Structure and mechanics

Funding in Texas rests on the interaction of local finance and state support, organized through the Foundation School Program and a framework of local revenue plus state distribution.

  • Local property taxes and district budgets. Each school district raises a significant portion of its operating funds through local property taxes. Tax rates, property wealth per pupil, and exemptions drive how much money districts can collect locally. This layer grants districts substantial autonomy in deciding staffing, program offerings, and capital improvements, but it also creates disparities tied to the wealth of a district’s tax base. See Property tax in Texas for broader context on how tax policy interacts with school finance.

  • The Foundation School Program. The state provides a baseline level of funding per student through the Foundation School Program, often described in terms of a per-pupil basic allotment plus weights for specific needs. These weights account for factors such as special education, English language learners, and students living in poverty, with the aim of ensuring that districts serving higher-need populations receive additional resources. The basic idea is to translate student headcount into dollars that can sustain core operations while recognizing different student needs. See Foundation School Program for the formal structure and the role of per-pupil entitlements.

  • Weights and distributions. In practice, funding uses a basic allotment that can be increased for weights tied to categories like special education and poverty. The weighting system is intended to reflect the extra cost of educating certain groups of students, while keeping a uniform framework so districts know what they can expect from the state in relation to enrollment.

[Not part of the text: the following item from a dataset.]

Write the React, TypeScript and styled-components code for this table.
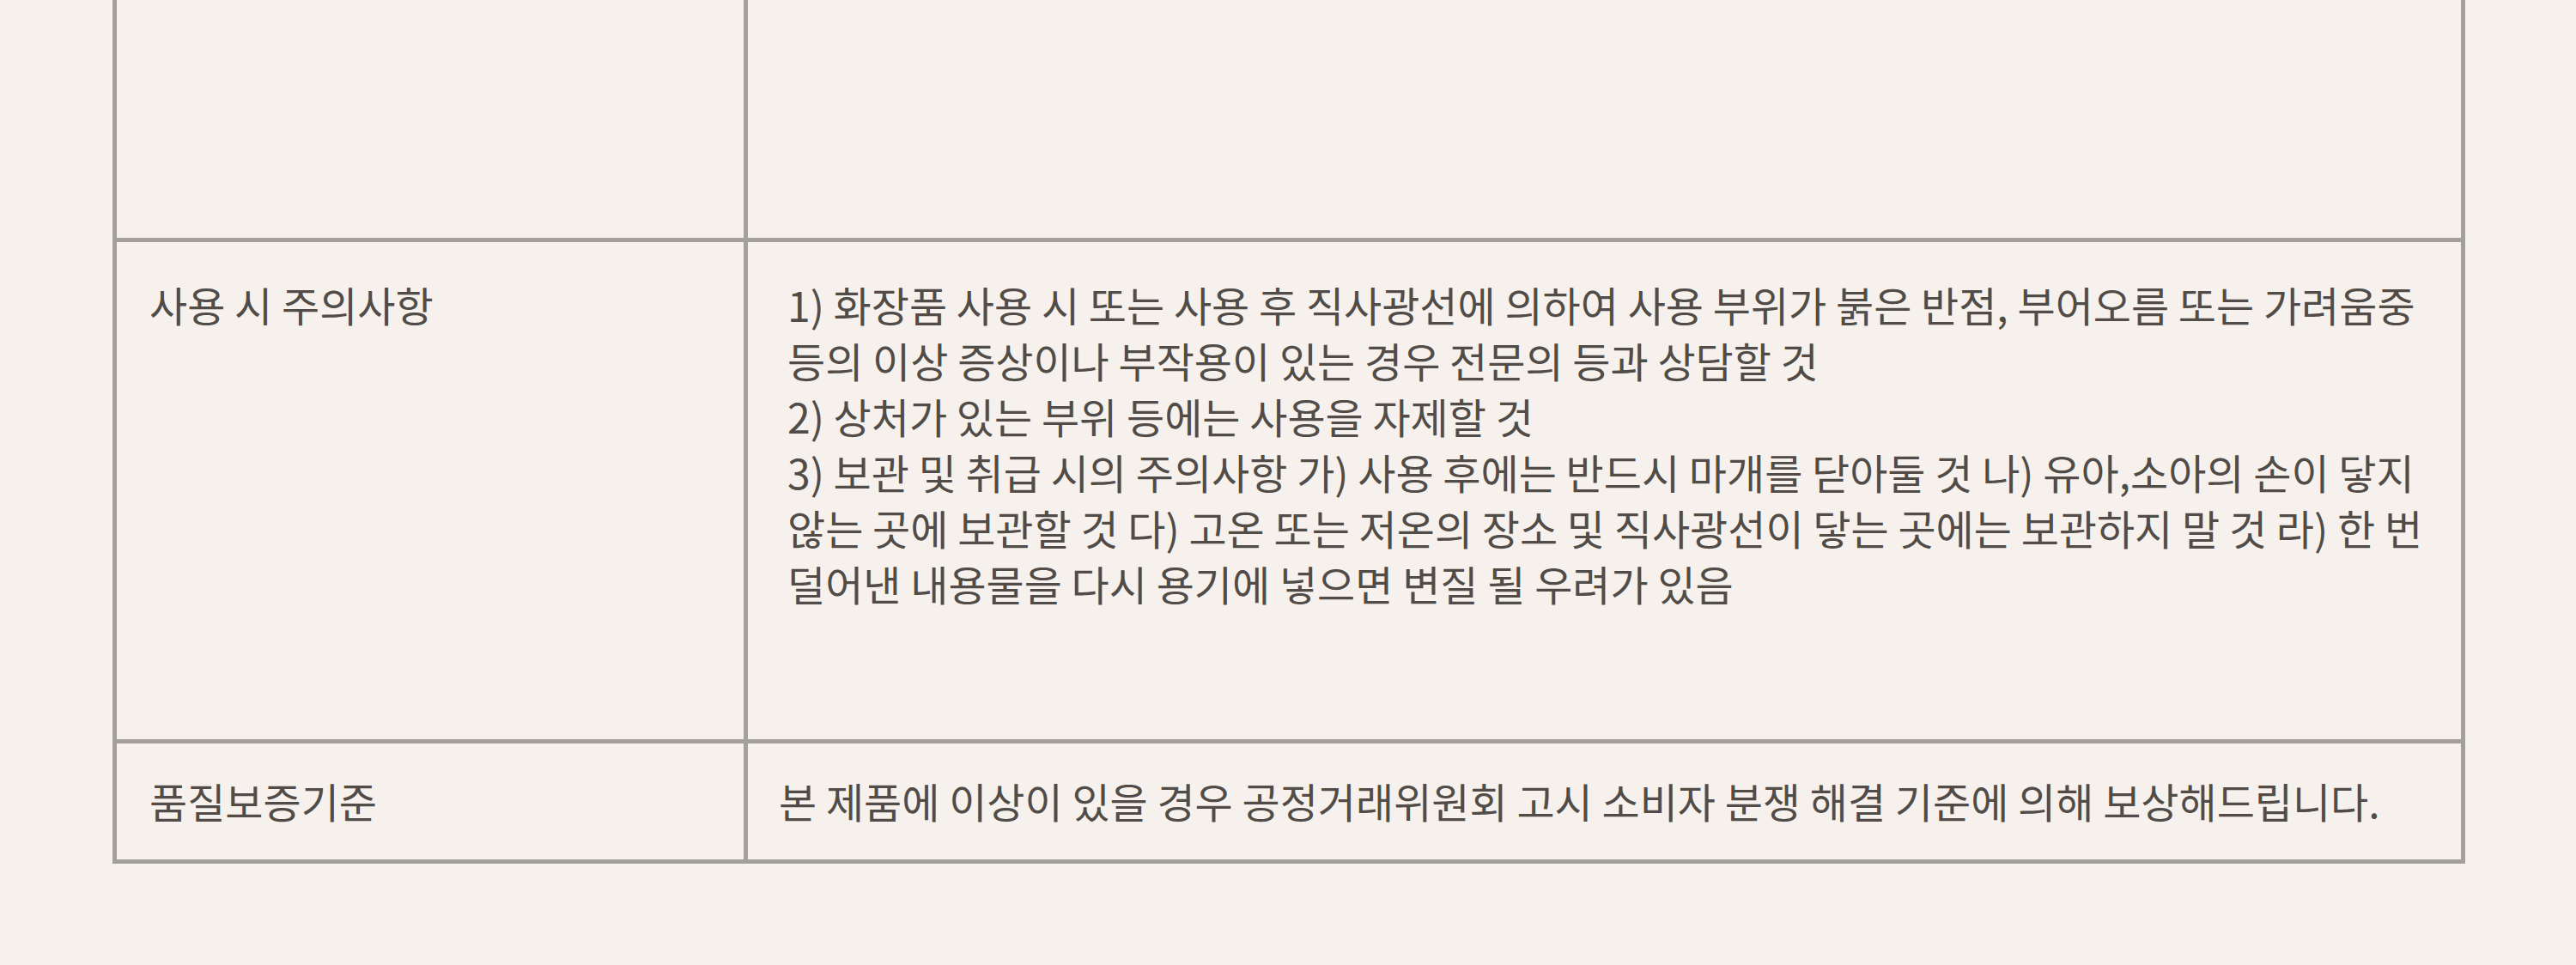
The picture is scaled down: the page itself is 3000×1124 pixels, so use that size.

  • Recapture and wealth equalization. A distinctive feature of Texas school finance is the recapture mechanism, often described in public debate as wealth sharing or the so-called Robin Hood plan. Wealthier districts, with higher property wealth per pupil, contribute a share of local revenue back to the state, which then distributes funds to districts with lower wealth per student. Proponents argue this promotes geographic and socio-economic equity, while opponents claim it undercuts local control and punishes districts that have funded ambitious school programs. The recapture dynamic is closely tied to local tax policy and the overall adequacy of funding relative to student needs. See Recapture (Texas) and Robin Hood plan for more detail.

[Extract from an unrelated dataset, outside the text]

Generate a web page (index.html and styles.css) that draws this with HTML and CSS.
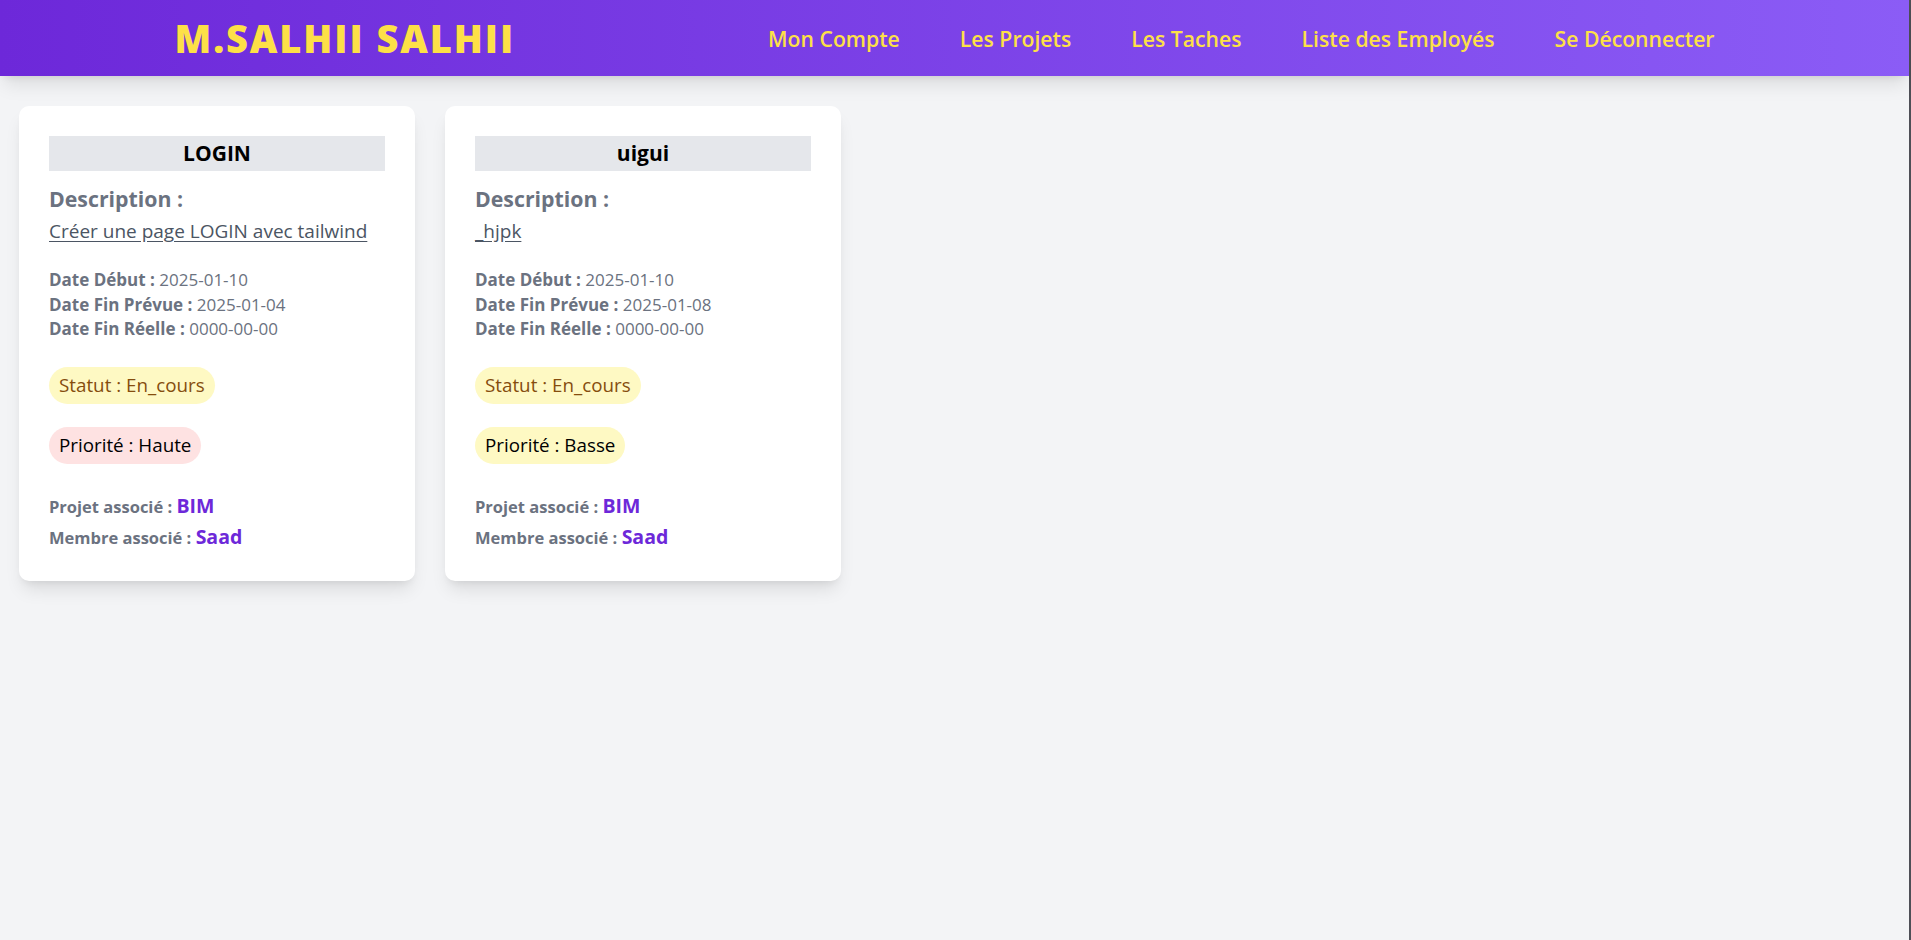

  • Accountability and governance. The state, through the Texas Education Agency, administers the program and oversees accountability systems that measure school performance, graduation rates, and other outcomes. This framework connects funding to performance expectations, a feature that has been central to reforms and political debate for years.

Policy debates and reforms

Texas school finance has been a focal point for broader debates about the role of state vs. local control, how to balance equity with efficiency, and how to structure incentives for improvement.

  • School choice, charters, and competition. A central question is whether families should have more direct control over how funding follows students to different kinds of schools, including charters. Advocates argue that competition drives innovation, fosters parental choice, and improves efficiency, while opponents warn about the potential for reduced resources for traditional districts and the challenges of maintaining uniform educational standards. See school choice and charter school for related concepts.

  • Tax relief and property tax policy. A repeated policy thread is how to reduce the burden on homeowners while maintaining adequate funding for schools. Reforms often focus on lowering property tax rates or shifting costs in ways that preserve or enhance classroom dollars. See Property tax in Texas and related discussions.

  • Reforms and the HB3 era. Legislative efforts, including major reforms in the late 2010s, sought to restructure the funding mix, increase the basic allotment, provide property tax relief, and adjust the weights driving distribution. The House Bill 3 package, for example, aimed to relieve taxpayers while boosting resources for schools, especially in high-need districts. See House Bill 3 (Texas) and related summaries for specifics.

  • Equity, adequacy, and constitutional questions. The gap between how much is spent and how students perform remains a central debate. Critics of the recapture system often argue that it creates a legal and moral obligation to ensure uniform funding across districts, while supporters contend that a carefully calibrated mix of local autonomy with state support is the right balance. The constitutional dimension has been litigated in cases like Edgewood Independent School District v. Kirby and subsequent rulings, which continue to influence policy design.

  • Woke criticisms and the response. Critics of the status quo sometimes frame the issue as a failure of equity that requires aggressive redistribution or centralized control. Proponents of the current approach argue that the system should reward parental choice, local accountability, and targeted investment in priority areas without overloading districts with mandates from the state. From this perspective, criticisms that call for large-scale, uniform fixes can overlook the benefits of local experimentation and the need for responsible tax policy that guards against unintended statewide fiscal strain.

Impacts and trends

  • Local autonomy vs. statewide equity. The Texas model preserves district discretion over operations, staffing, and local priorities while seeking to shore up gaps through the state formula and recapture. The tension between local decision-making and statewide fairness remains a constant theme in policy discussions.

  • Spending and outcomes. Texas has pursued a path that emphasizes per-student funding aligned with need, but outcome data and demographic shifts continue to drive questions about adequacy, distribution, and long-term competitiveness. The accountability framework ties some of these concerns to funding decisions, which shapes how districts plan for growth, staffing, and capital projects.

  • Demographic and enrollment dynamics. Population growth, migration, and changing student needs (such as rising enrollments in urban districts and shifting rural demographics) test the capacity of the current formula to keep pace with demand. The distribution of funds must adapt to changing enrollments and the cost of programs like special education and English language learning.

  • Implementation challenges. Translating policy into budgeted dollars involves complexity: calculating weights, budgeting for property tax relief, managing recapture flows, and ensuring districts have predictable revenue streams. The state’s governance role, via the Texas Education Agency and related agencies, remains essential in maintaining transparency and accountability.